— start Provided data —

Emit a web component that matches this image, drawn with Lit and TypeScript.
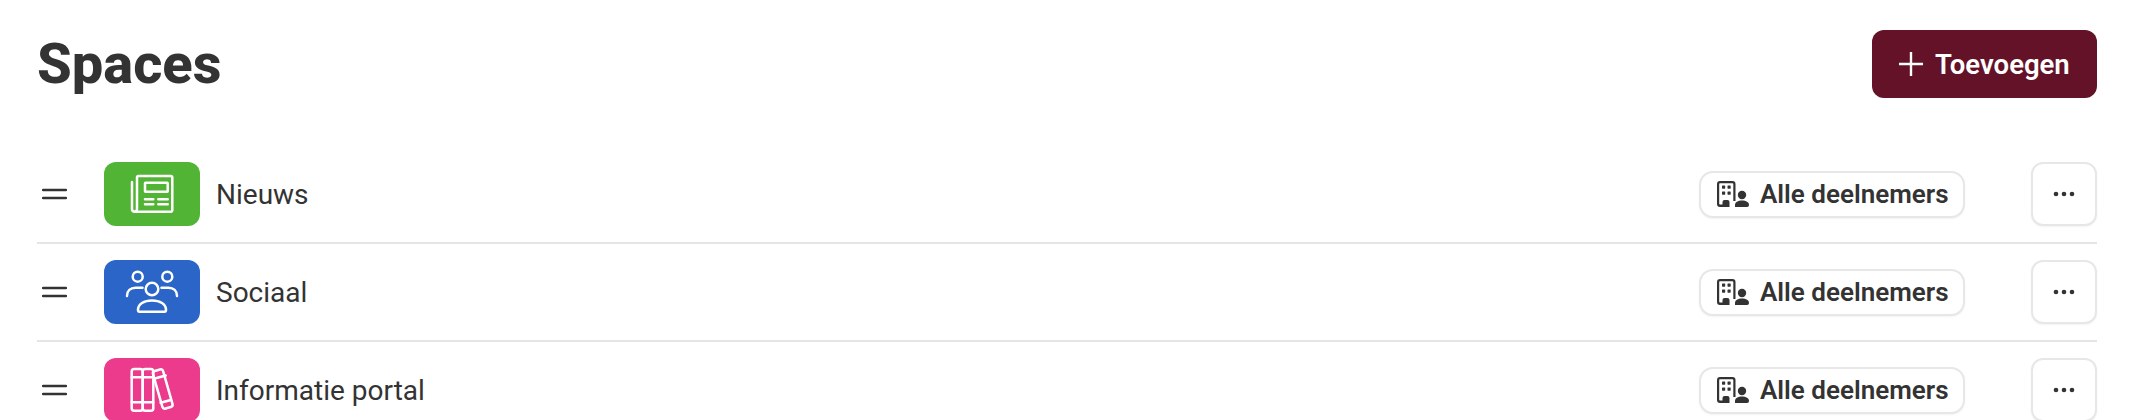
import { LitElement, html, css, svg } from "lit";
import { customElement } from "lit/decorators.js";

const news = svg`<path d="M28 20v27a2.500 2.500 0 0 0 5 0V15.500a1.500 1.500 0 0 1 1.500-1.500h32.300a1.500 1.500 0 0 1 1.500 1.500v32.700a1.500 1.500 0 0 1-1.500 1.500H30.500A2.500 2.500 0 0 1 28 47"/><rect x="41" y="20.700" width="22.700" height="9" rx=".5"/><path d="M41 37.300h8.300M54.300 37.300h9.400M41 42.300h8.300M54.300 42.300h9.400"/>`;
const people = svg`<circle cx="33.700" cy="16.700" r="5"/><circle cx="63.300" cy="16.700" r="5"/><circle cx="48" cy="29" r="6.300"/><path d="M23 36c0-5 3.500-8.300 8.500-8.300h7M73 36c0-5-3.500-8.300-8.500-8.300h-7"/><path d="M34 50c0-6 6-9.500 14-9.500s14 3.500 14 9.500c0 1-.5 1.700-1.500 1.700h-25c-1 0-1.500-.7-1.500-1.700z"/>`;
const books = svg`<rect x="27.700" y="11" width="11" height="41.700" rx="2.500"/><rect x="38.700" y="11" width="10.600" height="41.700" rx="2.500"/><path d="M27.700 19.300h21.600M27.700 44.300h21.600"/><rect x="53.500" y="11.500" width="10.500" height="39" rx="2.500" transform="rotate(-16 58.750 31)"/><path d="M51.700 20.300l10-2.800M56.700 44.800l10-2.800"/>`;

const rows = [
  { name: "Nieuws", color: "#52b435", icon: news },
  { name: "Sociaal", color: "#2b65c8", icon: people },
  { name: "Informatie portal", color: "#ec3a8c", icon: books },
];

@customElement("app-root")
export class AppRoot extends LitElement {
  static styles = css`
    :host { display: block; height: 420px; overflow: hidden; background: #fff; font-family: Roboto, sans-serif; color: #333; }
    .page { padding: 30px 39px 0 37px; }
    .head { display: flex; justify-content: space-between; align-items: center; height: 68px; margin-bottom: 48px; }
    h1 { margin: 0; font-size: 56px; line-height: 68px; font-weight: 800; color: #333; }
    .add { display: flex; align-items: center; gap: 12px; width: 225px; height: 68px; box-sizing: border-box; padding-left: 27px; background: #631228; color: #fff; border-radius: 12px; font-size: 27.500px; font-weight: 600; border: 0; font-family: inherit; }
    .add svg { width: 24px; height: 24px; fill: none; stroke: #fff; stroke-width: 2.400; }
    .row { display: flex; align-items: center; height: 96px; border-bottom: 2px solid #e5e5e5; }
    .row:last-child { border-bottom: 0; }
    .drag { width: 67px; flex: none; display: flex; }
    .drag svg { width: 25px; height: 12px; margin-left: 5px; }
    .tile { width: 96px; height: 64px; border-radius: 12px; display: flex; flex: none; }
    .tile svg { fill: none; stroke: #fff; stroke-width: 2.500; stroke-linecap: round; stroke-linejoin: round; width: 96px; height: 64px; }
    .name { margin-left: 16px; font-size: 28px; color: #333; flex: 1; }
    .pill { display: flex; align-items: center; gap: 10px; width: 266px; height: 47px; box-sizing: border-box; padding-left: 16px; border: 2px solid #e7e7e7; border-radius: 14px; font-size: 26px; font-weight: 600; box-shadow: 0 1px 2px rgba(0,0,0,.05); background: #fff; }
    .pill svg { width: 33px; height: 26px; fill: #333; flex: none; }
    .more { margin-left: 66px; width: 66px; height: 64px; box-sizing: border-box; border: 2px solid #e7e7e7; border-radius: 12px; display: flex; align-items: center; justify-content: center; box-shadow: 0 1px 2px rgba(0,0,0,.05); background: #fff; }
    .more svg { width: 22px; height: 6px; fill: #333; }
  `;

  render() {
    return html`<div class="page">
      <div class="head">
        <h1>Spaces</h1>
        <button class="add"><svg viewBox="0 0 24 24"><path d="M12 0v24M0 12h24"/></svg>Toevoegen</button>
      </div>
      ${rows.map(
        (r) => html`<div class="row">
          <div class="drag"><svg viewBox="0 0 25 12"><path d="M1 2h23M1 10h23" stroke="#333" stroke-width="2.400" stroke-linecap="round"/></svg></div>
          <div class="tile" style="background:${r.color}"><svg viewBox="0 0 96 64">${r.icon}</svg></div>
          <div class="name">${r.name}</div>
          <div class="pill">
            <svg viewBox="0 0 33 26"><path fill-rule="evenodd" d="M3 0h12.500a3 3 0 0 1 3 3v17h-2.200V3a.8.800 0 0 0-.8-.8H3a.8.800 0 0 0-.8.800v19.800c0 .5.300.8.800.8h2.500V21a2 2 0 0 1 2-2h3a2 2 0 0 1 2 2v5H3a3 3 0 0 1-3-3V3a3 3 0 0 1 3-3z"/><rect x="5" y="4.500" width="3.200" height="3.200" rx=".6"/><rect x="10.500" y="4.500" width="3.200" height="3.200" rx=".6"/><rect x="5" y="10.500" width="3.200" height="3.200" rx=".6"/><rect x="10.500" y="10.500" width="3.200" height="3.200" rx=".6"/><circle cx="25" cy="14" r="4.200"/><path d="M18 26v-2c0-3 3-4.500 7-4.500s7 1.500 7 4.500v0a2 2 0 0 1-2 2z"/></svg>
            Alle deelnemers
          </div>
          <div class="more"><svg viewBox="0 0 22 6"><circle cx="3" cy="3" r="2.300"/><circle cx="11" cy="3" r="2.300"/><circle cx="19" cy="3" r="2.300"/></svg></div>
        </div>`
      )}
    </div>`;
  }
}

— end Provided data —

Every line above should be returned word for word, with the pictures left behind.

**Full answer:**
Emit a web component that matches this image, drawn with Lit and TypeScript.
import { LitElement, html, css, svg } from "lit";
import { customElement } from "lit/decorators.js";

const news = svg`<path d="M28 20v27a2.500 2.500 0 0 0 5 0V15.500a1.500 1.500 0 0 1 1.500-1.500h32.300a1.500 1.500 0 0 1 1.500 1.500v32.700a1.500 1.500 0 0 1-1.500 1.500H30.500A2.500 2.500 0 0 1 28 47"/><rect x="41" y="20.700" width="22.700" height="9" rx=".5"/><path d="M41 37.300h8.300M54.300 37.300h9.400M41 42.300h8.300M54.300 42.300h9.400"/>`;
const people = svg`<circle cx="33.700" cy="16.700" r="5"/><circle cx="63.300" cy="16.700" r="5"/><circle cx="48" cy="29" r="6.300"/><path d="M23 36c0-5 3.500-8.300 8.500-8.300h7M73 36c0-5-3.500-8.300-8.500-8.300h-7"/><path d="M34 50c0-6 6-9.500 14-9.500s14 3.500 14 9.500c0 1-.5 1.700-1.500 1.700h-25c-1 0-1.500-.7-1.500-1.700z"/>`;
const books = svg`<rect x="27.700" y="11" width="11" height="41.700" rx="2.500"/><rect x="38.700" y="11" width="10.600" height="41.700" rx="2.500"/><path d="M27.700 19.300h21.600M27.700 44.300h21.600"/><rect x="53.500" y="11.500" width="10.500" height="39" rx="2.500" transform="rotate(-16 58.750 31)"/><path d="M51.700 20.300l10-2.800M56.700 44.800l10-2.800"/>`;

const rows = [
  { name: "Nieuws", color: "#52b435", icon: news },
  { name: "Sociaal", color: "#2b65c8", icon: people },
  { name: "Informatie portal", color: "#ec3a8c", icon: books },
];

@customElement("app-root")
export class AppRoot extends LitElement {
  static styles = css`
    :host { display: block; height: 420px; overflow: hidden; background: #fff; font-family: Roboto, sans-serif; color: #333; }
    .page { padding: 30px 39px 0 37px; }
    .head { display: flex; justify-content: space-between; align-items: center; height: 68px; margin-bottom: 48px; }
    h1 { margin: 0; font-size: 56px; line-height: 68px; font-weight: 800; color: #333; }
    .add { display: flex; align-items: center; gap: 12px; width: 225px; height: 68px; box-sizing: border-box; padding-left: 27px; background: #631228; color: #fff; border-radius: 12px; font-size: 27.500px; font-weight: 600; border: 0; font-family: inherit; }
    .add svg { width: 24px; height: 24px; fill: none; stroke: #fff; stroke-width: 2.400; }
    .row { display: flex; align-items: center; height: 96px; border-bottom: 2px solid #e5e5e5; }
    .row:last-child { border-bottom: 0; }
    .drag { width: 67px; flex: none; display: flex; }
    .drag svg { width: 25px; height: 12px; margin-left: 5px; }
    .tile { width: 96px; height: 64px; border-radius: 12px; display: flex; flex: none; }
    .tile svg { fill: none; stroke: #fff; stroke-width: 2.500; stroke-linecap: round; stroke-linejoin: round; width: 96px; height: 64px; }
    .name { margin-left: 16px; font-size: 28px; color: #333; flex: 1; }
    .pill { display: flex; align-items: center; gap: 10px; width: 266px; height: 47px; box-sizing: border-box; padding-left: 16px; border: 2px solid #e7e7e7; border-radius: 14px; font-size: 26px; font-weight: 600; box-shadow: 0 1px 2px rgba(0,0,0,.05); background: #fff; }
    .pill svg { width: 33px; height: 26px; fill: #333; flex: none; }
    .more { margin-left: 66px; width: 66px; height: 64px; box-sizing: border-box; border: 2px solid #e7e7e7; border-radius: 12px; display: flex; align-items: center; justify-content: center; box-shadow: 0 1px 2px rgba(0,0,0,.05); background: #fff; }
    .more svg { width: 22px; height: 6px; fill: #333; }
  `;

  render() {
    return html`<div class="page">
      <div class="head">
        <h1>Spaces</h1>
        <button class="add"><svg viewBox="0 0 24 24"><path d="M12 0v24M0 12h24"/></svg>Toevoegen</button>
      </div>
      ${rows.map(
        (r) => html`<div class="row">
          <div class="drag"><svg viewBox="0 0 25 12"><path d="M1 2h23M1 10h23" stroke="#333" stroke-width="2.400" stroke-linecap="round"/></svg></div>
          <div class="tile" style="background:${r.color}"><svg viewBox="0 0 96 64">${r.icon}</svg></div>
          <div class="name">${r.name}</div>
          <div class="pill">
            <svg viewBox="0 0 33 26"><path fill-rule="evenodd" d="M3 0h12.500a3 3 0 0 1 3 3v17h-2.200V3a.8.800 0 0 0-.8-.8H3a.8.800 0 0 0-.8.800v19.800c0 .5.300.8.800.8h2.500V21a2 2 0 0 1 2-2h3a2 2 0 0 1 2 2v5H3a3 3 0 0 1-3-3V3a3 3 0 0 1 3-3z"/><rect x="5" y="4.500" width="3.200" height="3.200" rx=".6"/><rect x="10.500" y="4.500" width="3.200" height="3.200" rx=".6"/><rect x="5" y="10.500" width="3.200" height="3.200" rx=".6"/><rect x="10.500" y="10.500" width="3.200" height="3.200" rx=".6"/><circle cx="25" cy="14" r="4.200"/><path d="M18 26v-2c0-3 3-4.500 7-4.500s7 1.500 7 4.500v0a2 2 0 0 1-2 2z"/></svg>
            Alle deelnemers
          </div>
          <div class="more"><svg viewBox="0 0 22 6"><circle cx="3" cy="3" r="2.300"/><circle cx="11" cy="3" r="2.300"/><circle cx="19" cy="3" r="2.300"/></svg></div>
        </div>`
      )}
    </div>`;
  }
}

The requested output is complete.